§ **Problem description**
Leave out the pictures and transcribe everything else exactly.

§ **Input for this task**
--- Begin ---

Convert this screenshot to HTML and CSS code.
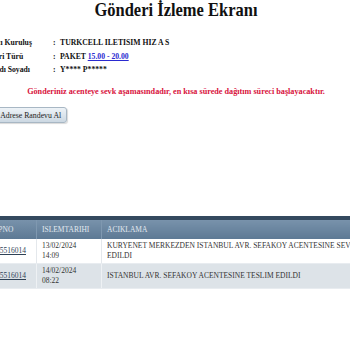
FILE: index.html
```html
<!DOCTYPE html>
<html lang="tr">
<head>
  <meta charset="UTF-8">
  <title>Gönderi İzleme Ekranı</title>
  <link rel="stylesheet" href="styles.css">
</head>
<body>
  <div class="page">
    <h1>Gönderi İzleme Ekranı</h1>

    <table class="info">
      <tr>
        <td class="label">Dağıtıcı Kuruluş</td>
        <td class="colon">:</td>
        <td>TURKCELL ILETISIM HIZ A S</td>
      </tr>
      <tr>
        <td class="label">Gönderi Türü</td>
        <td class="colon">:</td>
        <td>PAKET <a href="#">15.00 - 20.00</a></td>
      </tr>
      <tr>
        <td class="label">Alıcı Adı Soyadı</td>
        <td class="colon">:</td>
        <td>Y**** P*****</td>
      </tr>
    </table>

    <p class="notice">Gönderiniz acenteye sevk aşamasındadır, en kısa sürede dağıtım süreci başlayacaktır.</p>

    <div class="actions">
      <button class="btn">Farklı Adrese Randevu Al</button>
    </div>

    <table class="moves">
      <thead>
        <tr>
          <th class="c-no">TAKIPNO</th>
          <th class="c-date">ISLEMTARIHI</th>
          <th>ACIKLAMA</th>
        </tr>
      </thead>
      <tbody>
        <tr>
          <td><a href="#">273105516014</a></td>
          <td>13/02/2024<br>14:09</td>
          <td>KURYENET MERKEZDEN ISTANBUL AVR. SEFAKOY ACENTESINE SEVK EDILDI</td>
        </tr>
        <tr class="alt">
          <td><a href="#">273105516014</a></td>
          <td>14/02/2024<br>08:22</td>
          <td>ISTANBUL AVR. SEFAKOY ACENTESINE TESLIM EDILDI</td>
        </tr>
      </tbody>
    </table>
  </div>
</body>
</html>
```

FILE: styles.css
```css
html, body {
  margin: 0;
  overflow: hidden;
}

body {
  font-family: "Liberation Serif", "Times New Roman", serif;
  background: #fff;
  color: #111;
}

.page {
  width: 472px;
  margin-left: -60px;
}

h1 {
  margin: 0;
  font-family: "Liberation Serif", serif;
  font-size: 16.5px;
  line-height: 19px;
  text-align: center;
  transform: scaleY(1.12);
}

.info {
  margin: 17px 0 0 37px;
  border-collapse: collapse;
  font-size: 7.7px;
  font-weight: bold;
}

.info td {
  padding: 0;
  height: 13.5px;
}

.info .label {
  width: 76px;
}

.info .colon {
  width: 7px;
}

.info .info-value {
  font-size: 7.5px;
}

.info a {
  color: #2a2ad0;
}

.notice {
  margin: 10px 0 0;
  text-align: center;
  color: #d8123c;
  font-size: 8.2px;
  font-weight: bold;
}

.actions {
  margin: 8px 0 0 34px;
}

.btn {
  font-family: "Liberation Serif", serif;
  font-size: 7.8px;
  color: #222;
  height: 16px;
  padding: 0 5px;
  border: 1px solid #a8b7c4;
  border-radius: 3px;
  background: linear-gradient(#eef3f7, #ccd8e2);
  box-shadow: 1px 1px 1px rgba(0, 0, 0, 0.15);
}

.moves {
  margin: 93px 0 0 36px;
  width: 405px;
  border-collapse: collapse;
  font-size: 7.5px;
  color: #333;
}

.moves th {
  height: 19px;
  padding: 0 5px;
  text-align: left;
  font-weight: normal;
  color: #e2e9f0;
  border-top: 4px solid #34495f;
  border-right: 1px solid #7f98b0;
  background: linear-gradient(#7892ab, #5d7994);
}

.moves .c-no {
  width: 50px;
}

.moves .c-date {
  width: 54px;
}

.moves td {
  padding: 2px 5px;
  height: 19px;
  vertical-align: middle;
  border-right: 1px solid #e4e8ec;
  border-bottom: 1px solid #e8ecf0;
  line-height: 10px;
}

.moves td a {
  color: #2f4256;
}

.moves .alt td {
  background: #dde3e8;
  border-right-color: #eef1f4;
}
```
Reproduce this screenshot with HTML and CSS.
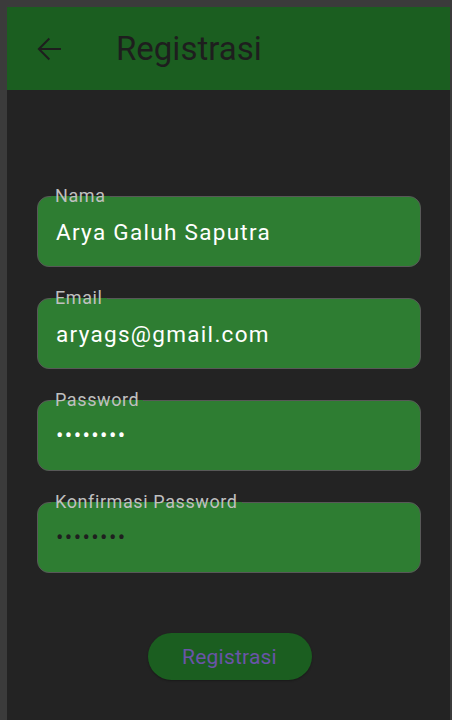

--- End ---

§ **Finished task**
Convert this screenshot to HTML and CSS code.
FILE: index.html
```html
<!DOCTYPE html>
<html lang="tr">
<head>
  <meta charset="UTF-8">
  <title>Gönderi İzleme Ekranı</title>
  <link rel="stylesheet" href="styles.css">
</head>
<body>
  <div class="page">
    <h1>Gönderi İzleme Ekranı</h1>

    <table class="info">
      <tr>
        <td class="label">Dağıtıcı Kuruluş</td>
        <td class="colon">:</td>
        <td>TURKCELL ILETISIM HIZ A S</td>
      </tr>
      <tr>
        <td class="label">Gönderi Türü</td>
        <td class="colon">:</td>
        <td>PAKET <a href="#">15.00 - 20.00</a></td>
      </tr>
      <tr>
        <td class="label">Alıcı Adı Soyadı</td>
        <td class="colon">:</td>
        <td>Y**** P*****</td>
      </tr>
    </table>

    <p class="notice">Gönderiniz acenteye sevk aşamasındadır, en kısa sürede dağıtım süreci başlayacaktır.</p>

    <div class="actions">
      <button class="btn">Farklı Adrese Randevu Al</button>
    </div>

    <table class="moves">
      <thead>
        <tr>
          <th class="c-no">TAKIPNO</th>
          <th class="c-date">ISLEMTARIHI</th>
          <th>ACIKLAMA</th>
        </tr>
      </thead>
      <tbody>
        <tr>
          <td><a href="#">273105516014</a></td>
          <td>13/02/2024<br>14:09</td>
          <td>KURYENET MERKEZDEN ISTANBUL AVR. SEFAKOY ACENTESINE SEVK EDILDI</td>
        </tr>
        <tr class="alt">
          <td><a href="#">273105516014</a></td>
          <td>14/02/2024<br>08:22</td>
          <td>ISTANBUL AVR. SEFAKOY ACENTESINE TESLIM EDILDI</td>
        </tr>
      </tbody>
    </table>
  </div>
</body>
</html>
```

FILE: styles.css
```css
html, body {
  margin: 0;
  overflow: hidden;
}

body {
  font-family: "Liberation Serif", "Times New Roman", serif;
  background: #fff;
  color: #111;
}

.page {
  width: 472px;
  margin-left: -60px;
}

h1 {
  margin: 0;
  font-family: "Liberation Serif", serif;
  font-size: 16.5px;
  line-height: 19px;
  text-align: center;
  transform: scaleY(1.12);
}

.info {
  margin: 17px 0 0 37px;
  border-collapse: collapse;
  font-size: 7.7px;
  font-weight: bold;
}

.info td {
  padding: 0;
  height: 13.5px;
}

.info .label {
  width: 76px;
}

.info .colon {
  width: 7px;
}

.info .info-value {
  font-size: 7.5px;
}

.info a {
  color: #2a2ad0;
}

.notice {
  margin: 10px 0 0;
  text-align: center;
  color: #d8123c;
  font-size: 8.2px;
  font-weight: bold;
}

.actions {
  margin: 8px 0 0 34px;
}

.btn {
  font-family: "Liberation Serif", serif;
  font-size: 7.8px;
  color: #222;
  height: 16px;
  padding: 0 5px;
  border: 1px solid #a8b7c4;
  border-radius: 3px;
  background: linear-gradient(#eef3f7, #ccd8e2);
  box-shadow: 1px 1px 1px rgba(0, 0, 0, 0.15);
}

.moves {
  margin: 93px 0 0 36px;
  width: 405px;
  border-collapse: collapse;
  font-size: 7.5px;
  color: #333;
}

.moves th {
  height: 19px;
  padding: 0 5px;
  text-align: left;
  font-weight: normal;
  color: #e2e9f0;
  border-top: 4px solid #34495f;
  border-right: 1px solid #7f98b0;
  background: linear-gradient(#7892ab, #5d7994);
}

.moves .c-no {
  width: 50px;
}

.moves .c-date {
  width: 54px;
}

.moves td {
  padding: 2px 5px;
  height: 19px;
  vertical-align: middle;
  border-right: 1px solid #e4e8ec;
  border-bottom: 1px solid #e8ecf0;
  line-height: 10px;
}

.moves td a {
  color: #2f4256;
}

.moves .alt td {
  background: #dde3e8;
  border-right-color: #eef1f4;
}
```
Reproduce this screenshot with HTML and CSS.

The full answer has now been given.